> Problem to work on:
Check every line in the records below for the word "React" and report how many have it, nothing more.

(Rows from a dataset of pages and code)

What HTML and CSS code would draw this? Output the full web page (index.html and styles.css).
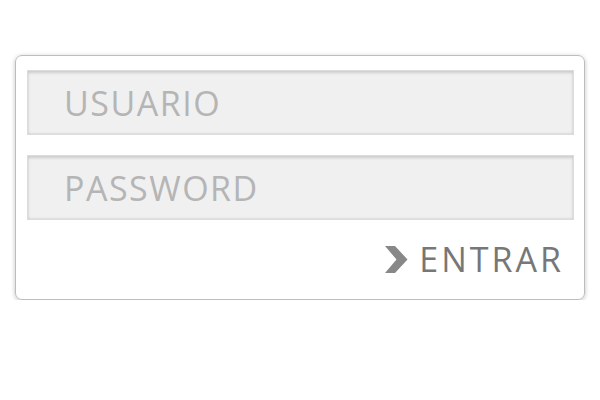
FILE: index.html
```html
<!DOCTYPE html>
<html>
<head>
<meta charset="utf-8">
<link rel="stylesheet" href="styles.css">
</head>
<body>
<form class="card">
  <div class="field"><input class="input" type="text" placeholder="USUARIO"></div>
  <div class="field"><input class="input" type="password" placeholder="PASSWORD"></div>
  <div class="actions">
    <button class="submit" type="button">
      <svg class="chev" width="24" height="27" viewBox="0 0 24 27"><path d="M1 0 H11 L23.5 13.5 L11 27 H1 L12.5 13.5 Z" fill="#888"/></svg>
      <span class="label">ENTRAR</span>
    </button>
  </div>
</form>
</body>
</html>
```
FILE: styles.css
```css
html, body { margin: 0; padding: 0; background: #fff; }
body { font-family: "Open Sans", "DejaVu Sans", sans-serif; }
.card {
  box-sizing: border-box;
  margin: 55px 0 0 15px;
  width: 570px;
  height: 245px;
  border: 1px solid #bdbdbd;
  border-radius: 7px;
  box-shadow: 0 1px 4px rgba(0,0,0,0.25);
  padding: 14px 10px 0 11px;
  display: flex;
  flex-direction: column;
  gap: 20px;
}
.field { display: flex; }
.input {
  box-sizing: border-box;
  width: 547px;
  height: 65px;
  border: 1px solid #dcdcdc;
  background: #f0f0f0;
  box-shadow: inset 0 2px 3px rgba(0,0,0,0.15), inset 0 -1px 2px rgba(0,0,0,0.08);
  padding: 0 0 0 36px;
  font-family: inherit;
  font-size: 34px;
  letter-spacing: 1.5px;
  color: #999;
  outline: none;
}
.input::placeholder { color: #b5b5b5; opacity: 1; }
.actions { display: flex; justify-content: flex-end; margin-top: -4px; }
.submit {
  display: flex;
  align-items: center;
  gap: 11px;
  background: none;
  border: none;
  padding: 0 10px 0 0;
  font-family: inherit;
  font-size: 34px;
  letter-spacing: 3px;
  color: #777;
  cursor: pointer;
}
.chev { display: block; flex-shrink: 0; }
```
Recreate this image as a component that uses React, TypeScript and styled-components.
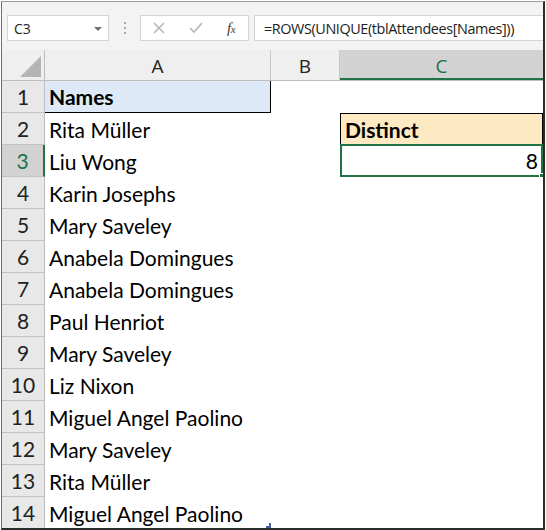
import React from "react";
import styled, { createGlobalStyle, css } from "styled-components";

const GlobalStyle = createGlobalStyle`
  html, body {
    margin: 0;
    padding: 0;
    background: #ffffff;
  }
  * {
    box-sizing: border-box;
  }
`;

const GREEN = "#217346";

const Frame = styled.div`
  margin: 1px 0 0 1px;
  width: 544px;
  height: 529px;
  border-top: 1px solid #9c9c9c;
  border-left: 1px solid #6e6e6e;
  border-right: 2px solid #2b2b2b;
  border-bottom: 2px solid #2b2b2b;
  overflow: hidden;
  font-family: Lato, "Liberation Sans", sans-serif;
  color: #000;
`;

const Toolbar = styled.div`
  height: 48px;
  background: #f3f3f3;
  display: flex;
  align-items: flex-start;
  padding: 13px 0 0 5px;
`;

const NameBox = styled.div`
  width: 102px;
  height: 26px;
  background: #fff;
  border: 1px solid #d4d4d4;
  display: flex;
  align-items: center;
  justify-content: space-between;
  padding: 0 6px 0 6px;
  font-family: "Open Sans", "Liberation Sans", sans-serif;
  font-size: 14px;
  color: #222;
`;

const Caret = styled.span`
  width: 0;
  height: 0;
  border-left: 4px solid transparent;
  border-right: 4px solid transparent;
  border-top: 4px solid #6f6f6f;
  margin-top: 1px;
`;

const Grip = styled.div`
  width: 31px;
  height: 26px;
  display: flex;
  flex-direction: column;
  align-items: center;
  justify-content: center;
  gap: 3px;

  span {
    width: 2px;
    height: 2px;
    background: #a8a8a8;
  }
`;

const FuncButtons = styled.div`
  width: 109px;
  height: 26px;
  background: #fff;
  border: 1px solid #d4d4d4;
  display: flex;
  align-items: center;
`;

const FuncIcon = styled.span<{ $w: number }>`
  width: ${(p) => p.$w}px;
  display: flex;
  align-items: center;
  justify-content: center;
`;

const Fx = styled.span`
  font-family: "Liberation Serif", serif;
  font-style: italic;
  font-size: 15px;
  color: #3c3c3c;
  letter-spacing: -0.5px;

  sub {
    font-size: 11px;
    vertical-align: baseline;
  }
`;

const FormulaBox = styled.div`
  flex: 1;
  margin-left: 5px;
  height: 26px;
  background: #fff;
  border: 1px solid #d4d4d4;
  border-right: none;
  display: flex;
  align-items: center;
  padding-left: 9px;
  font-family: "Open Sans", "Liberation Sans", sans-serif;
  font-size: 14.4px;
  letter-spacing: -0.4px;
  color: #222;
  white-space: nowrap;
`;

const cols = css`
  display: grid;
  grid-template-columns: 43px 226px 69px 1fr;
`;

const HeaderRow = styled.div`
  ${cols};
  height: 31px;
  background: #efefef;
  border-bottom: 1px solid #bdbdbd;
`;

const Corner = styled.div`
  border-right: 1px solid #bdbdbd;
  position: relative;

  &::after {
    content: "";
    position: absolute;
    right: 3px;
    bottom: 3px;
    width: 0;
    height: 0;
    border-left: 21px solid transparent;
    border-bottom: 21px solid #b4b4b4;
  }
`;

const ColHead = styled.div<{ $active?: boolean; $edge?: boolean }>`
  display: flex;
  align-items: center;
  justify-content: center;
  font-family: "Open Sans", "Liberation Sans", sans-serif;
  font-size: 19px;
  padding-top: 1px;
  color: ${(p) => (p.$active ? GREEN : "#222")};
  background: ${(p) => (p.$active ? "#d3d3d3" : "transparent")};
  border-right: ${(p) => (p.$edge ? "1px solid #c8c8c8" : "none")};
  box-shadow: ${(p) => (p.$active ? `inset 0 -2px 0 ${GREEN}` : "none")};
`;

const Row = styled.div`
  ${cols};
  height: 32px;
`;

const RowHead = styled.div<{ $active?: boolean }>`
  display: flex;
  align-items: center;
  justify-content: center;
  font-size: 21px;
  background: ${(p) => (p.$active ? "#d2d2d2" : "#e8e8e8")};
  color: ${(p) => (p.$active ? GREEN : "#222")};
  border-bottom: 1px solid #c3c3c3;
  border-right: ${(p) => (p.$active ? `2px solid ${GREEN}` : "1px solid #bdbdbd")};
`;

const Cell = styled.div<{ $variant?: "names" | "distinct" | "selected" }>`
  position: relative;
  display: flex;
  align-items: center;
  padding: 0 4px;
  font-size: 21px;
  white-space: nowrap;

  ${(p) =>
    p.$variant === "names" &&
    css`
      background: #dde9f6;
      font-weight: 700;
      border-right: 1px solid #000;
      border-bottom: 1px solid #000;
    `}

  ${(p) =>
    p.$variant === "distinct" &&
    css`
      background: #fde9c2;
      font-weight: 700;
      border-left: 1px solid #000;
      border-top: 1px solid #000;
      border-right: 1px solid #000;
    `}

  ${(p) =>
    p.$variant === "selected" &&
    css`
      justify-content: flex-end;
      border: 2px solid ${GREEN};
      margin-top: -1px;
      padding-right: 3px;
    `}
`;

const FillHandle = styled.span`
  position: absolute;
  right: -3px;
  bottom: -3px;
  width: 5px;
  height: 5px;
  background: ${GREEN};
  border: 1px solid #fff;
`;

const ResizeMark = styled.span`
  position: absolute;
  right: 0;
  bottom: 1px;
  width: 5px;
  height: 5px;
  border-right: 2px solid #4a5aa0;
  border-bottom: 2px solid #4a5aa0;
`;

const names = [
  "Rita Müller",
  "Liu Wong",
  "Karin Josephs",
  "Mary Saveley",
  "Anabela Domingues",
  "Anabela Domingues",
  "Paul Henriot",
  "Mary Saveley",
  "Liz Nixon",
  "Miguel Angel Paolino",
  "Mary Saveley",
  "Rita Müller",
  "Miguel Angel Paolino",
];

const App = () => {
  return (
    <>
      <GlobalStyle />
      <Frame>
        <Toolbar>
          <NameBox>
            <span>C3</span>
            <Caret />
          </NameBox>
          <Grip>
            <span />
            <span />
            <span />
          </Grip>
          <FuncButtons>
            <FuncIcon $w={36}>
              <svg width="12" height="12" viewBox="0 0 12 12">
                <path d="M1 1 L11 11 M11 1 L1 11" stroke="#b5b5b5" strokeWidth="1.5" />
              </svg>
            </FuncIcon>
            <FuncIcon $w={38}>
              <svg width="14" height="12" viewBox="0 0 14 12">
                <path d="M1 6 L5 10 L13 1" stroke="#b5b5b5" strokeWidth="1.6" fill="none" />
              </svg>
            </FuncIcon>
            <FuncIcon $w={32}>
              <Fx>
                f<sub>x</sub>
              </Fx>
            </FuncIcon>
          </FuncButtons>
          <FormulaBox>=ROWS(UNIQUE(tblAttendees[Names]))</FormulaBox>
        </Toolbar>

        <HeaderRow>
          <Corner />
          <ColHead $edge>A</ColHead>
          <ColHead $edge>B</ColHead>
          <ColHead $active>C</ColHead>
        </HeaderRow>

        <Row>
          <RowHead>1</RowHead>
          <Cell $variant="names">Names</Cell>
          <Cell />
          <Cell />
        </Row>

        {names.map((name, i) => {
          const n = i + 2;
          return (
            <Row key={n}>
              <RowHead $active={n === 3}>{n}</RowHead>
              <Cell>
                {name}
                {n === 14 && <ResizeMark />}
              </Cell>
              <Cell />
              {n === 2 && <Cell $variant="distinct">Distinct</Cell>}
              {n === 3 && (
                <Cell $variant="selected">
                  8
                  <FillHandle />
                </Cell>
              )}
              {n > 3 && <Cell />}
            </Row>
          );
        })}
      </Frame>
    </>
  );
};

export default App;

> The output:
2